Struggling economies in Ohio and Michigan have pushed up mortgage delinquency rates to some of their highest levels in nearly two decades.
Area lenders and others explain that homeowners, beset by job losses and not helped by slow-to-appreciate home values, are starting to lose the battle to stay afloat. The battle is complicated, in many cases, by crushing credit-card debt.
"The housing market is reflecting a local economy which is not as strong as in the rest of the country and, if you get into trouble, you're not able to sell your home at a profit and move to a smaller home or a less expensive one," said Michael Fratantoni, a research director for the Mortgage Bankers Association.
The national trade group found mortgage delinquency rates at the end of last year had climbed past 6 percent for Ohio, the same as two years earlier, and nearly 6 percent for Michigan, also the highest since the end of 2002, when the country was feeling the impact of the latest recession and the economic slowdown after the terrorist attacks of Sept. 11, 2001.
National mortgage delinquency rates also have been rising but are still well behind 2002 levels. The rates do not include home-equity loans.
Ohio and Michigan rates are higher than the national average of 4.56 percent and place the two states among the top 12 in mortgage delinquencies, according to the mortgage bankers group.
In the Midwest only Indiana has a higher rate, at nearly 7 percent. Mississippi has the nation's highest rate, nearly 9 percent.
The last time Ohio and Michigan had higher rates was in the late 1980s, also a bad economic period for the region.
Nationally, slightly more than 1 percent of all home loans were in foreclosure at the end of last year, according to the mortgage group. Ohio's rate is three times as high and Michigan's is half a percentage point higher.
In a separate report last week, a listing service called Foreclosure.com found a continued swelling in foreclosure activity in Ohio and Michigan. The two states led the nation last month in the increase in new foreclosures compared with February. Ohio had 2,470 new foreclosures and Michigan 2,390. Nationwide, there were 28,190.
"What you see in the Midwest are people who usually pay their bills and whose house payment is a priority for them, so when delinquency or foreclosure hits, it's typically because of something pretty serious," said Reid Jelalian, sales manager for the Toledo and Ann Arbor markets for Charter One Bank.
At the end of last year, Ohio's unemployment rate was nearly 6 percent and Michigan's was 7.5 percent, well above the national figure of 5.4 percent.
Also hurting area homeowners is the slow increase in the value of houses, which means people can't sell their dwellings at a profit to help pay bills, said Mr. Fratantoni, of the mortgage group.
For example, the United States had an increase in home values of more than 11 percent last year, but Ohio's and Michigan's averages each were about 4 percent.
Ron Patton, senior vice president of lending for the Toledo Area Community Credit Union, said he rarely, if ever, saw delinquent mortgage payments until after the attacks of 2001. Even now, he said, the total of consumer debt delinquencies for his institution is about 1 percent.
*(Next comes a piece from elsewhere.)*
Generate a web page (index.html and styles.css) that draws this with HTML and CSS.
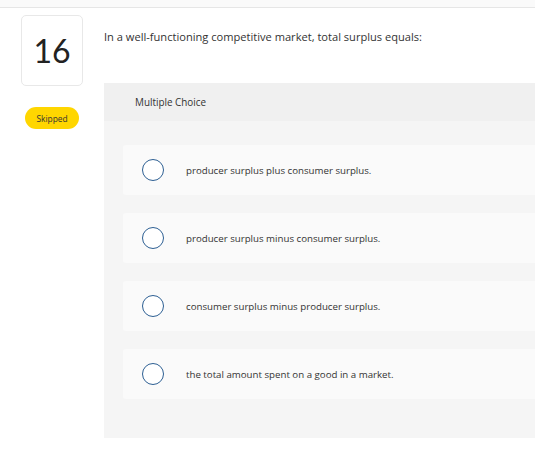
FILE: index.html
```html
<!DOCTYPE html>
<html>
<head>
<meta charset="utf-8">
<link rel="stylesheet" href="styles.css">
</head>
<body>
<div class="topbar"></div>
<div class="main">
  <div class="side">
    <div class="qnum">16</div>
    <div class="badge">Skipped</div>
  </div>
  <div class="content">
    <p class="question">In a well-functioning competitive market, total surplus equals:</p>
    <div class="panel">
      <div class="panel-head">Multiple Choice</div>
      <div class="panel-body">
        <div class="option"><span class="radio"></span><span class="opt-text">producer surplus plus consumer surplus.</span></div>
        <div class="option"><span class="radio"></span><span class="opt-text">producer surplus minus consumer surplus.</span></div>
        <div class="option"><span class="radio"></span><span class="opt-text">consumer surplus minus producer surplus.</span></div>
        <div class="option"><span class="radio"></span><span class="opt-text">the total amount spent on a good in a market.</span></div>
      </div>
    </div>
  </div>
</div>
</body>
</html>
```

FILE: styles.css
```css
html, body {
  margin: 0;
  padding: 0;
  background: #ffffff;
  overflow: hidden;
  font-family: "Open Sans", "Lato", sans-serif;
  color: #333333;
}
.topbar {
  height: 7px;
  background: #fafafa;
  border-bottom: 1px solid #e6e6e6;
}
.main {
  display: flex;
  padding: 7px 0 0 21px;
  gap: 21px;
}
.side {
  display: flex;
  flex-direction: column;
  align-items: center;
  width: 62px;
  flex: none;
}
.qnum {
  box-sizing: border-box;
  width: 62px;
  height: 71px;
  border: 1px solid #e8e8e8;
  border-radius: 5px;
  display: flex;
  align-items: center;
  justify-content: center;
  font-family: "Lato", sans-serif;
  font-size: 32px;
  color: #222222;
}
.badge {
  margin-top: 21px;
  width: 54px;
  height: 22px;
  border-radius: 11px;
  background: #ffd600;
  display: flex;
  align-items: center;
  justify-content: center;
  font-size: 8.4px;
  color: #333333;
}
.content {
  flex: 1;
  min-width: 0;
}
.question {
  margin: 0;
  padding-top: 14px;
  line-height: 16px;
  font-size: 11.1px;
  height: 45px;
  box-sizing: border-box;
  white-space: nowrap;
}
.panel {
  margin-top: 23px;
  background: #f5f5f5;
}
.panel-head {
  height: 38px;
  background: #f0f0f0;
  display: flex;
  align-items: center;
  padding-left: 31px;
  font-size: 9.9px;
}
.panel-body {
  display: flex;
  flex-direction: column;
  gap: 18px;
  padding: 24px 0 39px 19px;
}
.option {
  height: 50px;
  background: #fafafa;
  border-radius: 3px 0 0 3px;
  display: flex;
  align-items: center;
  padding-left: 19px;
  gap: 22px;
  font-size: 9.7px;
}
.radio {
  box-sizing: border-box;
  width: 22px;
  height: 22px;
  border: 1.5px solid #2d5f93;
  border-radius: 50%;
  background: #ffffff;
  flex: none;
}
```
"A lot of the ones we've seen since then are because they've lost their jobs and there's no hope in sight of getting their jobs back," he said. "We've also seen cases of divorce or death that have caused problems."
Although job losses, unexpected medical bills, a divorce, or a spouse's death are all reasons for homeowners to get behind on mortgages, another insidious cause is appearing more frequently: staggering credit-card and other consumer debt.
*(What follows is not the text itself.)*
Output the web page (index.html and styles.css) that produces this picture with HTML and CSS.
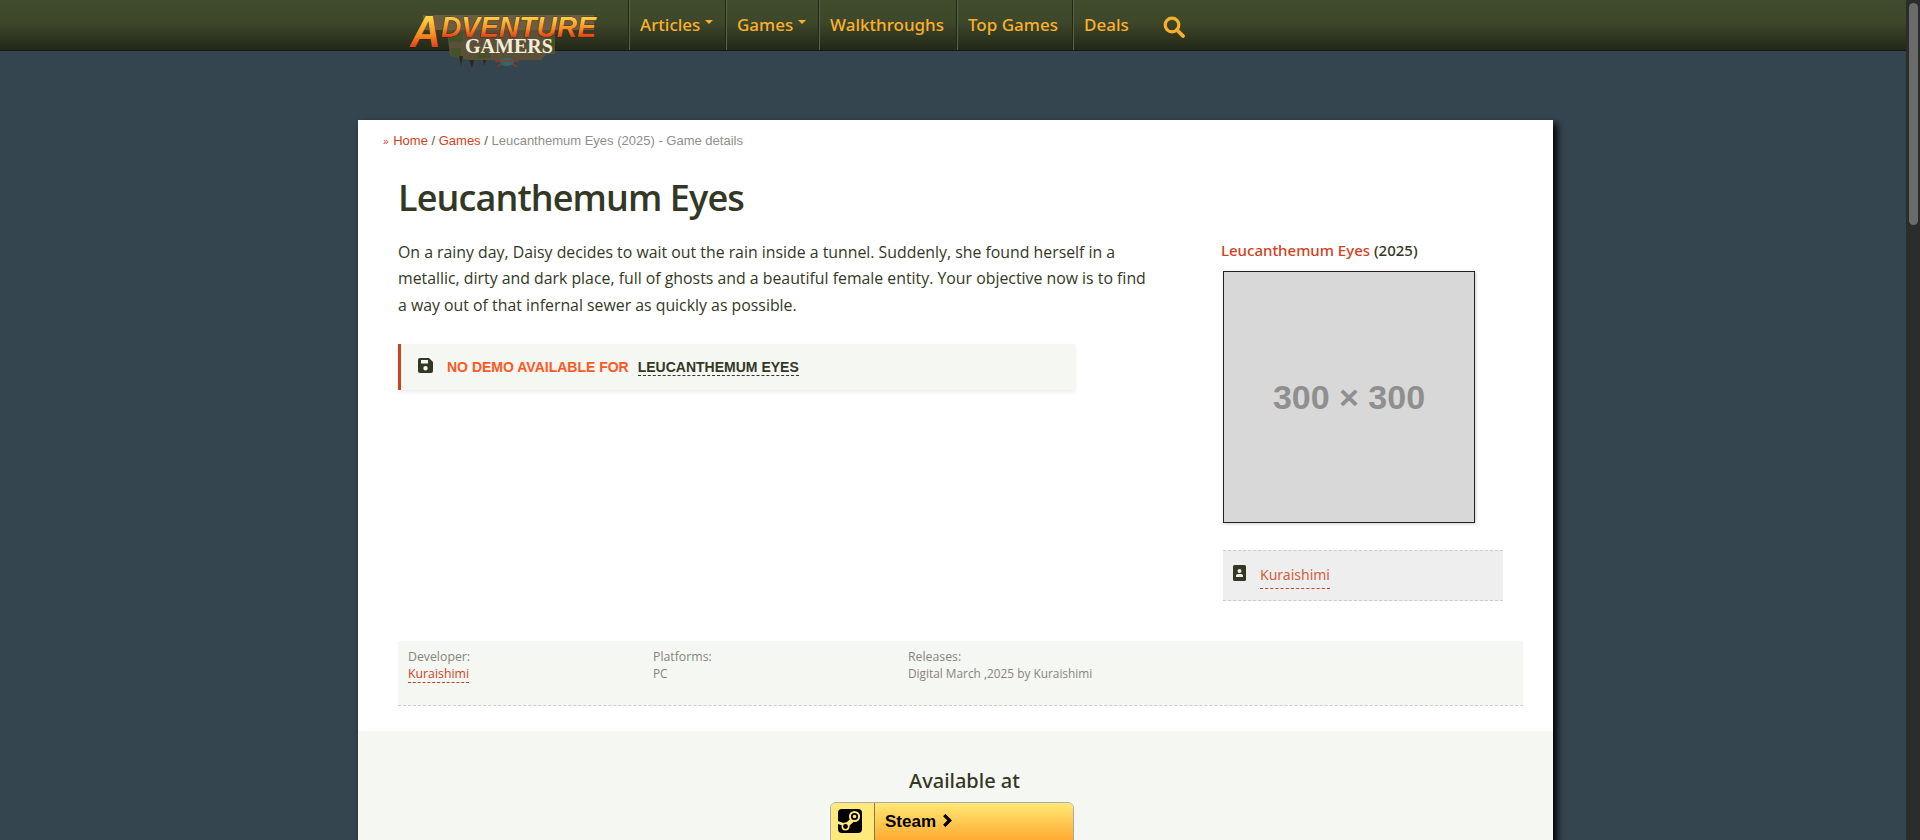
FILE: index.html
```html
<!DOCTYPE html>
<html lang="en">
<head>
  <meta charset="UTF-8">
  <meta name="viewport" content="width=device-width, initial-scale=1.0">
  <title>Leucanthemum Eyes (2025) - Game details</title>
  <link rel="stylesheet" href="styles.css">
</head>
<body>
  <div class="page">
    <header class="topbar">
      <a class="logo" href="#">
        <svg class="logo-art" width="192" height="60" viewBox="0 0 192 60">
          <defs>
            <linearGradient id="logoFill" gradientUnits="userSpaceOnUse" x1="0" y1="6" x2="0" y2="27">
              <stop offset="0" stop-color="#ffd84a"/>
              <stop offset="0.6" stop-color="#f98e22"/>
              <stop offset="1" stop-color="#e0401c"/>
            </linearGradient>
            <linearGradient id="logoCap" gradientUnits="userSpaceOnUse" x1="0" y1="6" x2="0" y2="37">
              <stop offset="0" stop-color="#ffd84a"/>
              <stop offset="0.6" stop-color="#f98e22"/>
              <stop offset="1" stop-color="#e0401c"/>
            </linearGradient>
          </defs>
          <rect x="16" y="5" width="171" height="15" fill="#6b5d43"/>
          <path d="M40 20H148V44H140L134 50H62L43 46Z" fill="#5a5038"/>
          <path d="M42 22H56V32H42ZM138 24H148V42H138ZM44 38H54V47H44ZM70 42H84V48H70Z" fill="#46512a"/>
          <path d="M52 46l2 10 2-10ZM62 50l3 8 2-8ZM76 50l1 6 2-6Z" fill="#2b2a1a"/>
          <g class="logo-spider">
            <ellipse cx="100" cy="52" rx="7" ry="4"/>
            <path d="M88 51h24M90 57l6-4M110 57l-6-4" stroke="#8a3a34" stroke-width="1.500" fill="none"/>
          </g>
          <text class="logo-main" x="3" y="27" fill="url(#logoFill)" textLength="186" lengthAdjust="spacingAndGlyphs"><tspan class="logo-cap" dy="10" fill="url(#logoCap)">A</tspan><tspan dy="-10">DVENTURE</tspan></text>
          <text class="logo-sub" x="58" y="43" textLength="88" lengthAdjust="spacingAndGlyphs">GAMERS</text>
        </svg>
      </a>
      <nav class="mainnav">
        <a class="navitem w-articles" href="#">Articles<i class="caret"></i></a>
        <a class="navitem w-games" href="#">Games<i class="caret"></i></a>
        <a class="navitem w-walk" href="#">Walkthroughs</a>
        <a class="navitem w-top" href="#">Top Games</a>
        <a class="navitem w-deals" href="#">Deals</a>
        <a class="navsearch" href="#">
          <svg width="22" height="22" viewBox="0 0 22 22" fill="none" stroke="#fbb02c">
            <circle cx="9" cy="9" r="6.800" stroke-width="3.200"/>
            <path d="M14 14l6 6" stroke-width="3.800" stroke-linecap="round"/>
          </svg>
        </a>
      </nav>
    </header>

    <main class="card">
      <div class="crumbs">
        <span class="crumbs-mark">»</span> <a href="#">Home</a> / <a href="#">Games</a> / <span class="crumbs-here">Leucanthemum Eyes (2025) - Game details</span>
      </div>

      <div class="content">
        <h1>Leucanthemum Eyes</h1>
        <div class="columns">
          <div class="col-main">
            <p class="summary">On a rainy day, Daisy decides to wait out the rain inside a tunnel. Suddenly, she found herself in a metallic, dirty and dark place, full of ghosts and a beautiful female entity. Your objective now is to find a way out of that infernal sewer as quickly as possible.</p>
            <div class="notice">
              <svg class="notice-icon" width="15" height="15" viewBox="0 0 15 15">
                <path fill="#333825" fill-rule="evenodd" d="M2 0H11L15 4V13a2 2 0 0 1-2 2H2a2 2 0 0 1-2-2V2a2 2 0 0 1 2-2ZM3 2V5.500H10V2ZM7.500 8a2.200 2.200 0 1 0 0 4.400 2.200 2.200 0 0 0 0-4.400Z"/>
              </svg>
              <span class="notice-text">No demo available for</span>
              <a class="notice-link" href="#">Leucanthemum Eyes</a>
            </div>
          </div>
          <aside class="col-side">
            <div class="side-title"><a href="#">Leucanthemum Eyes</a> (2025)</div>
            <div class="cover">300 × 300</div>
            <div class="side-dev">
              <svg width="13" height="16" viewBox="0 0 13 16">
                <path fill="#333825" fill-rule="evenodd" d="M1.500 0H11.500A1.500 1.500 0 0 1 13 1.500V14.500A1.500 1.500 0 0 1 11.500 16H1.500A1.500 1.500 0 0 1 0 14.500V1.500A1.500 1.500 0 0 1 1.500 0ZM6.500 4a2 2 0 1 0 0 4 2 2 0 0 0 0-4ZM3 12H10V10.800C10 9.800 9 9 8 9H5C4 9 3 9.800 3 10.800Z"/>
              </svg>
              <a class="dashed" href="#">Kuraishimi</a>
            </div>
          </aside>
        </div>

        <div class="meta">
          <div class="meta-dev">
            <div class="meta-label">Developer:</div>
            <a class="dashed" href="#">Kuraishimi</a>
          </div>
          <div class="meta-plat">
            <div class="meta-label">Platforms:</div>
            <div>PC</div>
          </div>
          <div>
            <div class="meta-label">Releases:</div>
            <div>Digital March ,2025 by Kuraishimi</div>
          </div>
        </div>
      </div>

      <section class="available">
        <h2>Available at</h2>
        <a class="buybtn" href="#">
          <span class="buybtn-icon">
            <svg width="24" height="24" viewBox="0 0 24 24">
              <rect width="24" height="24" rx="4" fill="#000"/>
              <path fill="#ffe97a" d="M0 12L7.500 14.800 6 17 0 15ZM12.500 10L15.500 13 10.500 17.500 7 14.500Z"/>
              <circle cx="16.500" cy="7.500" r="4.600" fill="#000" stroke="#ffe97a" stroke-width="2"/>
              <circle cx="16.500" cy="7.500" r="1.800" fill="#ffe97a"/>
              <circle cx="7.500" cy="17.500" r="3.200" fill="#000" stroke="#ffe97a" stroke-width="1.600"/>
            </svg>
          </span>
          <span class="buybtn-label">Steam
            <svg class="buybtn-arrow" width="11" height="13" viewBox="0 0 10 12" fill="none" stroke="#000" stroke-width="3">
              <path d="M2 1l5 5-5 5"/>
            </svg>
          </span>
        </a>
      </section>
    </main>
  </div>

  <div class="scrollbar"><div class="scrollbar-thumb"></div></div>
</body>
</html>
```

FILE: styles.css
```css
html, body {
  margin: 0;
  padding: 0;
  height: 840px;
  overflow: hidden;
}

body {
  display: flex;
  background-color: #34454f;
  font-family: "Open Sans", Arial, sans-serif;
  color: #333825;
}

a {
  text-decoration: none;
  color: #d0421b;
}

.page {
  flex: 1;
  min-width: 0;
}

/* top bar */
.topbar {
  height: 51px;
  box-sizing: border-box;
  padding-left: 407px;
  display: flex;
  background: linear-gradient(to bottom, #414c2d 0%, #3d472a 45%, #222818 100%);
  border-bottom: 1px solid #171a10;
}

.logo {
  width: 192px;
  height: 60px;
  margin-top: 10px;
  margin-right: 30px;
  flex: none;
}

.logo-art {
  overflow: visible;
}

.logo-main {
  font-family: "Liberation Sans", Arial, sans-serif;
  font-size: 29px;
  font-weight: bold;
  font-style: italic;
  stroke: #2a1405;
  stroke-width: 0.7px;
  paint-order: stroke;
}

.logo-cap {
  font-size: 44px;
}

.logo-sub {
  font-family: "Liberation Serif", serif;
  font-size: 20px;
  font-weight: bold;
  fill: #f3ecd6;
}

.logo-spider {
  fill: #2b6a68;
}

.mainnav {
  display: flex;
  font-family: "Noto Sans", Arial, sans-serif;
}

.navitem {
  display: flex;
  align-items: center;
  height: 50px;
  box-sizing: border-box;
  padding: 0 0 2px 10px;
  border-left: 1px solid #5a6344;
  box-shadow: -1px 0 0 #20251a;
  color: #fbb02c;
  font-size: 17px;
  font-weight: 500;
}

.w-articles { width: 97px; }
.w-games { width: 93px; }
.w-walk { width: 138px; }
.w-top { width: 116px; }
.w-deals { width: 90px; }

.caret {
  width: 0;
  height: 0;
  margin: -5px 0 0 5px;
  border-left: 4px solid transparent;
  border-right: 4px solid transparent;
  border-top: 4px solid #fbb02c;
}

.navsearch {
  margin-top: 16px;
}

/* card */
.card {
  width: 1195px;
  margin: 69px 0 0 358px;
  background-color: #fff;
  box-shadow: 4px 4px 7px #000;
}

.crumbs {
  padding: 13px 0 0 25px;
  height: 24px;
  font-family: "Liberation Sans", Arial, sans-serif;
  font-size: 13px;
  line-height: 15px;
  color: #555;
}

.crumbs-mark {
  margin-right: 1px;
  color: #d0421b;
  font-size: 10px;
}

.crumbs-here {
  color: #8f8f88;
}

.content {
  padding: 0 30px 0 40px;
}

h1 {
  margin: 16px 0 0;
  font-size: 36px;
  line-height: 50px;
  font-weight: 600;
  letter-spacing: -0.9px;
  color: #333825;
}

.columns {
  display: flex;
  justify-content: space-between;
  height: 418px;
}

.col-main {
  width: 755px;
}

.summary {
  margin: 16px 0 0;
  font-size: 15.85px;
  line-height: 26.4px;
}

.notice {
  display: flex;
  align-items: center;
  width: 677px;
  height: 46px;
  box-sizing: border-box;
  margin-top: 26px;
  padding-left: 17px;
  border-left: 3px solid #d0421b;
  background-color: #f5f7f3;
  box-shadow: 0 2px 4px rgba(0, 0, 0, 0.08);
  font-family: "Liberation Sans", Arial, sans-serif;
  font-size: 14px;
  font-weight: bold;
  text-transform: uppercase;
}

.notice-icon {
  margin-top: -3px;
}

.notice-text {
  margin-left: 14px;
  color: #ff5722;
}

.notice-link {
  margin-left: 9px;
  color: #333825;
  border-bottom: 1px dashed #333825;
}

.col-side {
  width: 302px;
  padding-top: 17px;
}

.side-title {
  font-family: "Noto Sans", Arial, sans-serif;
  font-size: 15px;
  line-height: 20px;
  font-weight: 500;
}

.cover {
  display: flex;
  align-items: center;
  justify-content: center;
  width: 252px;
  height: 252px;
  box-sizing: border-box;
  margin: 11px 0 0 2px;
  border: 1px solid #222;
  background-color: #d8d8d8;
  box-shadow: 1px 1px 3px rgba(0, 0, 0, 0.2);
  font-family: "Liberation Sans", Arial, sans-serif;
  font-size: 34px;
  font-weight: bold;
  color: #8f8f8f;
}

.side-dev {
  display: flex;
  align-items: flex-start;
  gap: 14px;
  width: 280px;
  height: 51px;
  box-sizing: border-box;
  margin: 27px 0 0 2px;
  padding: 14px 0 0 10px;
  border-top: 1px dashed #ccc;
  border-bottom: 1px dashed #ccc;
  background-color: #eee;
  font-family: "Noto Sans", Arial, sans-serif;
  font-size: 14px;
  line-height: 20px;
}

.side-dev .dashed {
  color: #d0613f;
  padding-bottom: 3px;
}

.dashed {
  border-bottom: 1px dashed #d0421b;
}

.meta {
  display: flex;
  height: 65px;
  box-sizing: border-box;
  padding: 7px 0 0 10px;
  border-bottom: 1px dashed #ccc;
  background-color: #f5f7f3;
  font-size: 11.85px;
  line-height: 17px;
  color: #85857d;
}

.meta-dev { width: 245px; }
.meta-plat { width: 255px; }

.meta-label {
  font-size: 12.3px;
  font-weight: 500;
}

.meta .dashed {
  display: inline-block;
  font-size: 12.3px;
  line-height: 16px;
  font-weight: 500;
}

/* where to buy */
.available {
  margin-top: 25px;
  padding-top: 37px;
  height: 200px;
  background-color: #f5f7f3;
  text-align: center;
}

h2 {
  margin: 0 0 8px;
  padding-left: 18px;
  font-family: "Noto Sans", Arial, sans-serif;
  font-size: 20px;
  line-height: 26px;
  font-weight: 500;
  color: #333825;
}

.buybtn {
  display: inline-flex;
  width: 244px;
  height: 46px;
  box-sizing: border-box;
  margin-left: -7px;
  border: 1px solid #aaa;
  border-radius: 6px;
  overflow: hidden;
  color: #000;
  text-align: left;
}

.buybtn-icon {
  width: 44px;
  box-sizing: border-box;
  padding: 6px 0 0 7px;
  border-right: 1px solid #8a7a40;
  background-color: #ffe97a;
}

.buybtn-label {
  flex: 1;
  padding: 9px 0 0 10px;
  background: linear-gradient(to bottom, #ffe974, #ff9f25);
  font-family: "Liberation Sans", Arial, sans-serif;
  font-size: 17px;
  line-height: 20px;
  font-weight: bold;
}

.buybtn-arrow {
  margin-left: 1px;
}

/* fake page scrollbar */
.scrollbar {
  flex: none;
  width: 14px;
  box-sizing: border-box;
  padding: 3px 2px 0 3px;
  background-color: #2c2c2c;
}

.scrollbar-thumb {
  height: 222px;
  border-radius: 5px;
  background-color: #6b6b6b;
}
```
"We see an awful lot of credit -card debt. I'm sure everybody's feeling pressure in trying to accommodate both their mortgages and credit cards sitting out there," said Ralph Vinciguerra, president of the Northern Ohio Investment Co. in Sylvania.
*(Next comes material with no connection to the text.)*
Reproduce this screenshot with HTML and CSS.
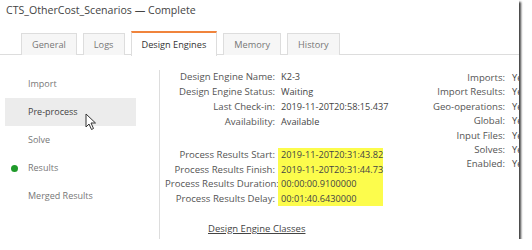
FILE: index.html
```html
<!DOCTYPE html>
<html lang="en">
<head>
    <meta charset="utf-8">
    <title>CTS_OtherCost_Scenarios</title>
    <link rel="stylesheet" href="styles.css">
</head>
<body>
    <div class="window">
        <h1 class="title">CTS_OtherCost_Scenarios — Complete</h1>

        <ul class="tabs">
            <li class="tab">General</li>
            <li class="tab">Logs</li>
            <li class="tab active">Design Engines</li>
            <li class="tab">Memory</li>
            <li class="tab">History</li>
        </ul>

        <div class="panel">
            <ul class="steps">
                <li class="step">Import</li>
                <li class="step hover">Pre-process
                    <svg class="cursor" width="12" height="18" viewBox="0 0 12 18">
                        <path d="M1 1 L1 14 L4 11 L6.5 16.5 L8.5 15.5 L6 10 L10.5 10 Z" fill="#fff" stroke="#333" stroke-width="1"/>
                    </svg>
                </li>
                <li class="step">Solve</li>
                <li class="step done"><span class="dot"></span>Results</li>
                <li class="step">Merged Results</li>
            </ul>

            <div class="details">
                <div class="cols">
                    <dl class="info">
                        <dt>Design Engine Name:</dt><dd>K2-3</dd>
                        <dt>Design Engine Status:</dt><dd>Waiting</dd>
                        <dt>Last Check-in:</dt><dd>2019-11-20T20:58:15.437</dd>
                        <dt>Availability:</dt><dd>Available</dd>
                        <dt class="gap"></dt><dd class="gap"></dd>
                        <dt>Process Results Start:</dt><dd class="mark">2019-11-20T20:31:43.82</dd>
                        <dt>Process Results Finish:</dt><dd class="mark">2019-11-20T20:31:44.73</dd>
                        <dt>Process Results Duration:</dt><dd class="mark">00:00:00.9100000</dd>
                        <dt>Process Results Delay:</dt><dd class="mark">00:01:40.6430000</dd>
                    </dl>
                    <dl class="info flags">
                        <dt>Imports:</dt><dd>Yes</dd>
                        <dt>Import Results:</dt><dd>Yes</dd>
                        <dt>Geo-operations:</dt><dd>Yes</dd>
                        <dt>Global:</dt><dd>Yes</dd>
                        <dt>Input Files:</dt><dd>Yes</dd>
                        <dt>Solves:</dt><dd>Yes</dd>
                        <dt>Enabled:</dt><dd>Yes</dd>
                    </dl>
                </div>
                <a class="classes" href="#">Design Engine Classes</a>
            </div>
        </div>
    </div>
</body>
</html>
```

FILE: styles.css
```css
body {
    margin: 0;
    background-color: #fff;
    font-family: "Open Sans", Arial, sans-serif;
    color: #444;
}
.window {
    width: 519px;
    height: 239px;
    background-color: #fff;
    box-shadow: 2px 2px 2px rgba(0, 0, 0, 0.75);
    overflow: hidden;
}
.title {
    margin: 0;
    padding: 3px 0 0 6px;
    font-size: 10.6px;
    font-weight: normal;
    color: #444;
    height: 29px;
    box-sizing: border-box;
}
.tabs {
    list-style: none;
    margin: 0;
    padding: 0 0 0 21px;
    display: flex;
    gap: 6px;
    border-bottom: 1px solid #ddd;
    height: 22px;
    margin-top: 3px;
}
.tab {
    height: 21px;
    padding: 0 10px;
    font-size: 9.2px;
    line-height: 21px;
    color: #777;
    background-color: #f6f6f6;
    border: 1px solid #ddd;
    border-bottom: none;
    margin-top: 1px;
}
.tab.active {
    margin-top: -1px;
    height: 23px;
    line-height: 24px;
    border-top: 2px solid #f0843c;
    background-color: #fff;
    color: #333;
}
.panel {
    display: flex;
    height: 184px;
}
.steps {
    flex-shrink: 0;
    list-style: none;
    margin: 15px 0 0 0;
    padding: 0 0 0 5px;
    width: 154px;
    border-right: 1px solid #ddd;
}
.step {
    position: relative;
    height: 28px;
    line-height: 28px;
    padding-left: 23px;
    width: 108px;
    font-size: 9px;
    color: #777;
}
.step.hover {
    background-color: #ececec;
    color: #444;
}
.cursor {
    position: absolute;
    left: 80px;
    top: 15px;
}
.dot {
    position: absolute;
    left: 6px;
    top: 11px;
    width: 7px;
    height: 7px;
    border-radius: 50%;
    background-color: #1f9a2a;
}
.details {
    flex: 1;
    min-width: 0;
    display: flex;
    flex-direction: column;
    font-size: 9.5px;
    padding-left: 5px;
}
.cols {
    display: flex;
}
.info {
    flex-shrink: 0;
    margin: 15px 0 0 0;
    display: grid;
    grid-template-columns: 113px 105px;
    grid-template-rows: repeat(4, 15px) 18px repeat(4, 14.5px);
    line-height: 14.5px;
}
.info dt {
    text-align: right;
    padding-right: 3px;
    font-size: 9.6px;
    color: #555;
    white-space: nowrap;
}
.info dd {
    margin: 0;
    padding-left: 3px;
    font-size: 9.2px;
    color: #444;
    white-space: nowrap;
}
.info dd.mark {
    background-color: #fcfc4c;
}
.flags {
    grid-template-columns: 126px auto;
    grid-template-rows: repeat(7, 14.4px);
    margin-top: 16px;
}
.flags dt {
    padding-right: 4px;
}
.classes {
    margin: 16px 0 0 43px;
    color: #444;
    text-decoration: underline;
}
```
He said his company has not noticed an increase in delinquent home loans, but has experienced a jump in late payments from clients juggling a number of bills.
"They're trying to create a balancing act to where they don't want the mortgage to go into default, but maybe they're bringing in their payment a day before it's considered delinquent."
Some people refinance their mortgages, taking cash back to help pay off other bills, he said, but unless home values appreciate more rapidly, refinancing and having enough left over to pay bills will be difficult.
John Walters, director of Community Credit Counseling Specialists in Toledo, said some people mistakenly pay credit card bills ahead of mortgages because collection agencies for the card companies are much more threatening than the letter a lender sends when a home loan is past due.
"It's an example of the squeaky wheel gets the grease, but [the homeowners] get their priorities out of order," Mr. Walters said.
Homeowners facing a cash crisis, he said, always should pay the mortgage first and utilities second, and then buy food and cover transportation costs.
"They have to have these priorities first," Mr. Walters said.